_Task details:_
Reproduce all the material exactly, minus any pictures it holds.

_Material provided:_
## Start

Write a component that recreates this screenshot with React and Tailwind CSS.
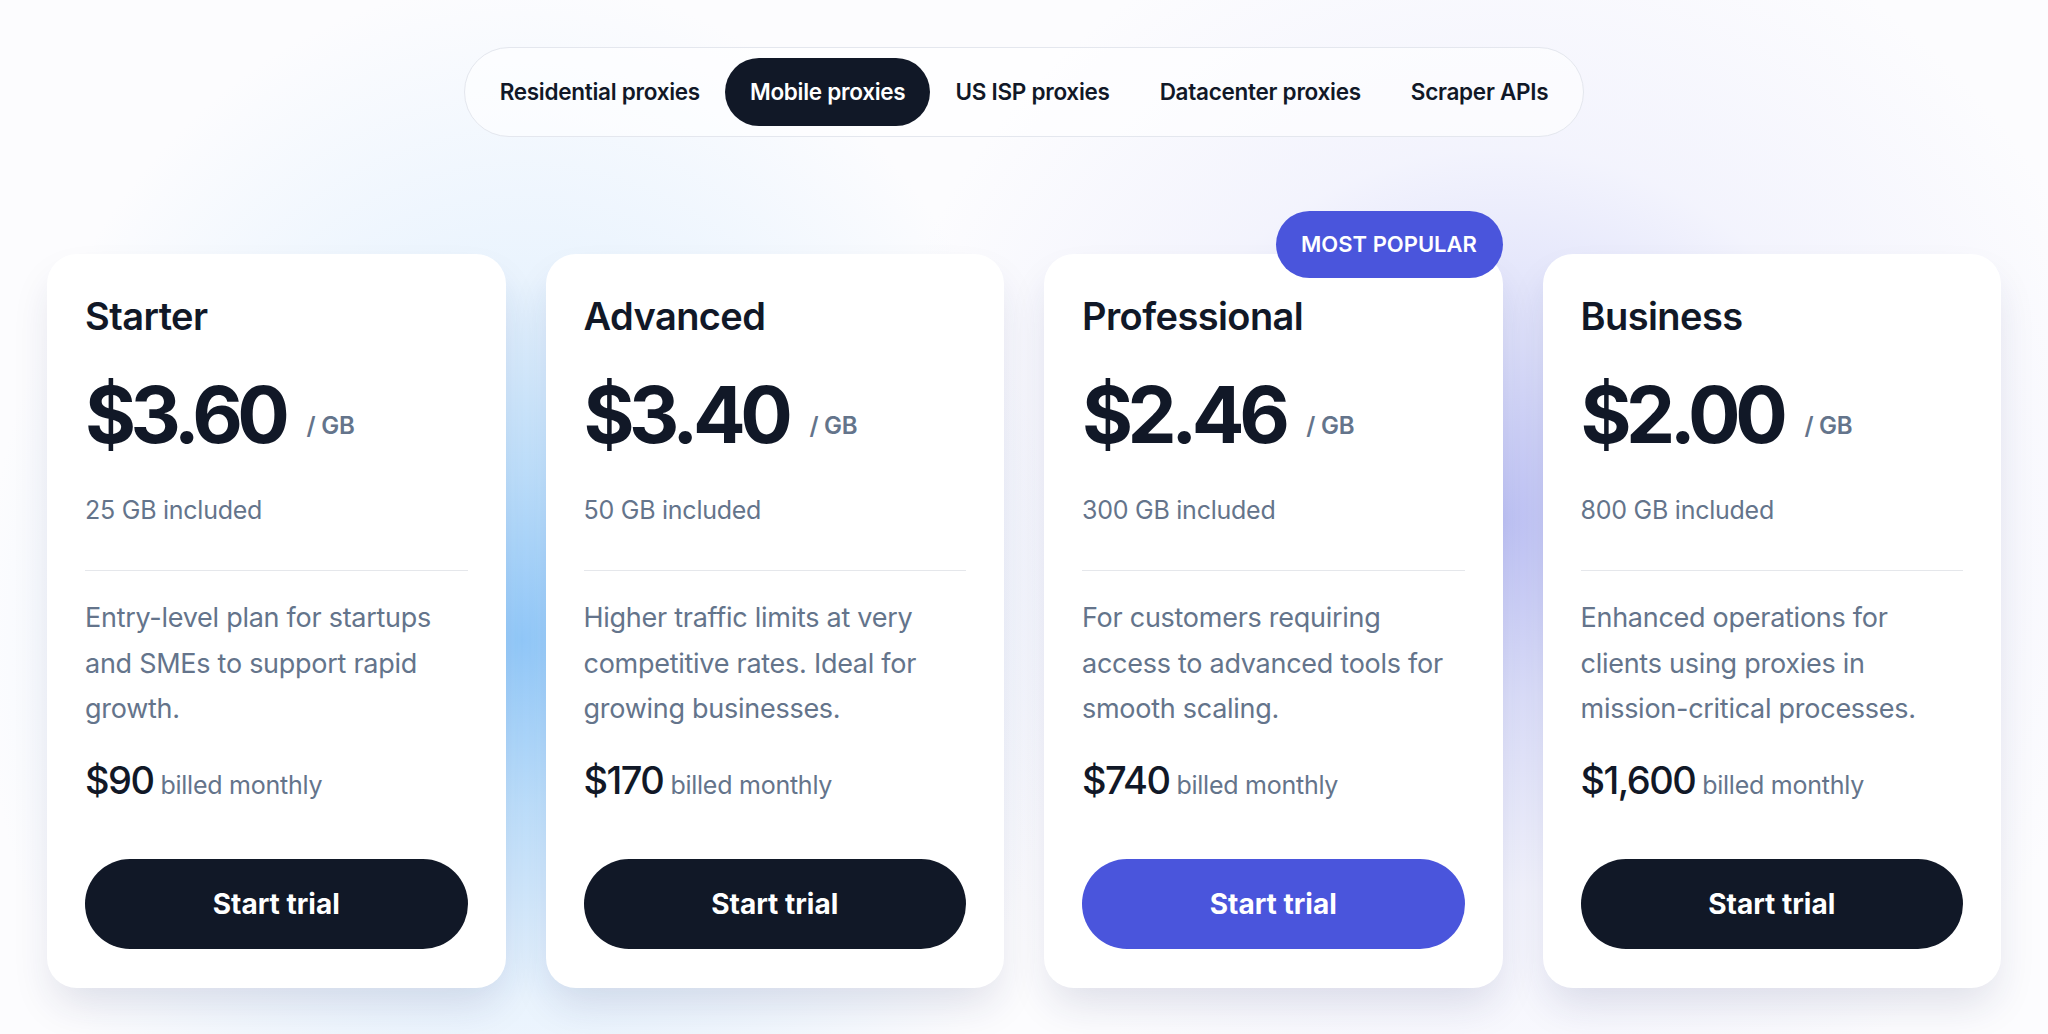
import React, { useState } from "react";

const tabs = ["Residential proxies", "Mobile proxies", "US ISP proxies", "Datacenter proxies", "Scraper APIs"];

const plans = [
  {
    name: "Starter",
    price: "$3.60",
    included: "25 GB included",
    lines: ["Entry-level plan for startups", "and SMEs to support rapid", "growth."],
    monthly: "$90",
  },
  {
    name: "Advanced",
    price: "$3.40",
    included: "50 GB included",
    lines: ["Higher traffic limits at very", "competitive rates. Ideal for", "growing businesses."],
    monthly: "$170",
  },
  {
    name: "Professional",
    price: "$2.46",
    included: "300 GB included",
    lines: ["For customers requiring", "access to advanced tools for", "smooth scaling."],
    monthly: "$740",
    popular: true,
  },
  {
    name: "Business",
    price: "$2.00",
    included: "800 GB included",
    lines: ["Enhanced operations for", "clients using proxies in", "mission-critical processes."],
    monthly: "$1,600",
  },
];

const PlanCard = ({ plan }) => {
  return (
    <div className="relative flex flex-col rounded-[30px] bg-white px-[38px] pt-[40px] pb-[39px] shadow-[0_22px_40px_-6px_rgba(30,40,90,0.13)]">
      {plan.popular && (
        <div className="absolute right-0 -top-[43px] flex h-[67px] w-[227px] items-center justify-center rounded-full bg-[#4a55dc] text-[22px] font-semibold text-white">
          MOST POPULAR
        </div>
      )}
      <h2 className="text-[38px] font-semibold leading-[44px] tracking-[-0.015em] text-[#111827]">{plan.name}</h2>

      <div className="mt-[38px] flex items-baseline">
        <span className="text-[78px] font-bold leading-none tracking-[-0.07em] text-[#111827]">{plan.price}</span>
        <span className="ml-[22px] -translate-y-[9px] text-[24px] font-semibold tracking-[-0.01em] text-[#64748b]">/ GB</span>
      </div>

      <p className="mt-[40px] text-[25px] leading-[32px] tracking-[-0.01em] text-[#64748b]">{plan.included}</p>

      <div className="mt-[44px] h-px bg-[#e5e7eb]" />

      <p className="mt-[24px] text-[27px] leading-[45.5px] tracking-[-0.01em] text-[#64748b]">
        {plan.lines.map((l, i) => (
          <React.Fragment key={i}>
            {l}
            {i < plan.lines.length - 1 && <br />}
          </React.Fragment>
        ))}
      </p>

      <div className="mt-[29px] flex items-baseline gap-[7px] leading-none">
        <span className="text-[38px] font-medium tracking-[-0.04em] text-[#111827]">{plan.monthly}</span>
        <span className="text-[25px] tracking-[-0.01em] text-[#64748b]">billed monthly</span>
      </div>

      <button
        className={
          plan.popular
            ? "mt-[60px] h-[90px] w-full rounded-full bg-[#4a55dc] text-[28px] font-bold text-white"
            : "mt-[60px] h-[90px] w-full rounded-full bg-[#111827] text-[28px] font-bold text-white"
        }
      >
        Start trial
      </button>
    </div>
  );
};

const App = () => {
  const [active, setActive] = useState("Mobile proxies");

  return (
    <div className="min-h-screen w-full overflow-hidden bg-[#fcfcfe] font-['Inter','Noto_Sans',sans-serif] [background-image:radial-gradient(ellipse_540px_660px_at_522px_640px,rgba(148,203,251,1)_0%,rgba(165,213,252,0.7)_25%,rgba(200,228,253,0.35)_55%,transparent_100%),radial-gradient(ellipse_640px_640px_at_1500px_520px,rgba(192,196,246,1)_0%,rgba(204,208,248,0.65)_28%,rgba(224,226,251,0.32)_58%,transparent_100%)]">
      <div className="flex justify-center pt-[47px]">
        <div className="flex items-center rounded-full border border-[#e4e7ee] bg-white/60 p-[10px]">
          {tabs.map((t) => (
            <button
              key={t}
              onClick={() => setActive(t)}
              className={
                t === active
                  ? "h-[68px] rounded-full bg-[#111827] px-[25px] text-[22.5px] font-semibold tracking-[-0.012em] text-white"
                  : "h-[68px] rounded-full px-[25px] text-[22.5px] font-semibold tracking-[-0.012em] text-[#111827]"
              }
            >
              {t}
            </button>
          ))}
        </div>
      </div>

      <div className="mt-[117px] grid grid-cols-4 gap-[40px] px-[47px] pb-[47px]">
        {plans.map((p) => (
          <PlanCard key={p.name} plan={p} />
        ))}
      </div>
    </div>
  );
};

export default App;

## End

_Response for this exercise:_
Write a component that recreates this screenshot with React and Tailwind CSS.
import React, { useState } from "react";

const tabs = ["Residential proxies", "Mobile proxies", "US ISP proxies", "Datacenter proxies", "Scraper APIs"];

const plans = [
  {
    name: "Starter",
    price: "$3.60",
    included: "25 GB included",
    lines: ["Entry-level plan for startups", "and SMEs to support rapid", "growth."],
    monthly: "$90",
  },
  {
    name: "Advanced",
    price: "$3.40",
    included: "50 GB included",
    lines: ["Higher traffic limits at very", "competitive rates. Ideal for", "growing businesses."],
    monthly: "$170",
  },
  {
    name: "Professional",
    price: "$2.46",
    included: "300 GB included",
    lines: ["For customers requiring", "access to advanced tools for", "smooth scaling."],
    monthly: "$740",
    popular: true,
  },
  {
    name: "Business",
    price: "$2.00",
    included: "800 GB included",
    lines: ["Enhanced operations for", "clients using proxies in", "mission-critical processes."],
    monthly: "$1,600",
  },
];

const PlanCard = ({ plan }) => {
  return (
    <div className="relative flex flex-col rounded-[30px] bg-white px-[38px] pt-[40px] pb-[39px] shadow-[0_22px_40px_-6px_rgba(30,40,90,0.13)]">
      {plan.popular && (
        <div className="absolute right-0 -top-[43px] flex h-[67px] w-[227px] items-center justify-center rounded-full bg-[#4a55dc] text-[22px] font-semibold text-white">
          MOST POPULAR
        </div>
      )}
      <h2 className="text-[38px] font-semibold leading-[44px] tracking-[-0.015em] text-[#111827]">{plan.name}</h2>

      <div className="mt-[38px] flex items-baseline">
        <span className="text-[78px] font-bold leading-none tracking-[-0.07em] text-[#111827]">{plan.price}</span>
        <span className="ml-[22px] -translate-y-[9px] text-[24px] font-semibold tracking-[-0.01em] text-[#64748b]">/ GB</span>
      </div>

      <p className="mt-[40px] text-[25px] leading-[32px] tracking-[-0.01em] text-[#64748b]">{plan.included}</p>

      <div className="mt-[44px] h-px bg-[#e5e7eb]" />

      <p className="mt-[24px] text-[27px] leading-[45.5px] tracking-[-0.01em] text-[#64748b]">
        {plan.lines.map((l, i) => (
          <React.Fragment key={i}>
            {l}
            {i < plan.lines.length - 1 && <br />}
          </React.Fragment>
        ))}
      </p>

      <div className="mt-[29px] flex items-baseline gap-[7px] leading-none">
        <span className="text-[38px] font-medium tracking-[-0.04em] text-[#111827]">{plan.monthly}</span>
        <span className="text-[25px] tracking-[-0.01em] text-[#64748b]">billed monthly</span>
      </div>

      <button
        className={
          plan.popular
            ? "mt-[60px] h-[90px] w-full rounded-full bg-[#4a55dc] text-[28px] font-bold text-white"
            : "mt-[60px] h-[90px] w-full rounded-full bg-[#111827] text-[28px] font-bold text-white"
        }
      >
        Start trial
      </button>
    </div>
  );
};

const App = () => {
  const [active, setActive] = useState("Mobile proxies");

  return (
    <div className="min-h-screen w-full overflow-hidden bg-[#fcfcfe] font-['Inter','Noto_Sans',sans-serif] [background-image:radial-gradient(ellipse_540px_660px_at_522px_640px,rgba(148,203,251,1)_0%,rgba(165,213,252,0.7)_25%,rgba(200,228,253,0.35)_55%,transparent_100%),radial-gradient(ellipse_640px_640px_at_1500px_520px,rgba(192,196,246,1)_0%,rgba(204,208,248,0.65)_28%,rgba(224,226,251,0.32)_58%,transparent_100%)]">
      <div className="flex justify-center pt-[47px]">
        <div className="flex items-center rounded-full border border-[#e4e7ee] bg-white/60 p-[10px]">
          {tabs.map((t) => (
            <button
              key={t}
              onClick={() => setActive(t)}
              className={
                t === active
                  ? "h-[68px] rounded-full bg-[#111827] px-[25px] text-[22.5px] font-semibold tracking-[-0.012em] text-white"
                  : "h-[68px] rounded-full px-[25px] text-[22.5px] font-semibold tracking-[-0.012em] text-[#111827]"
              }
            >
              {t}
            </button>
          ))}
        </div>
      </div>

      <div className="mt-[117px] grid grid-cols-4 gap-[40px] px-[47px] pb-[47px]">
        {plans.map((p) => (
          <PlanCard key={p.name} plan={p} />
        ))}
      </div>
    </div>
  );
};

export default App;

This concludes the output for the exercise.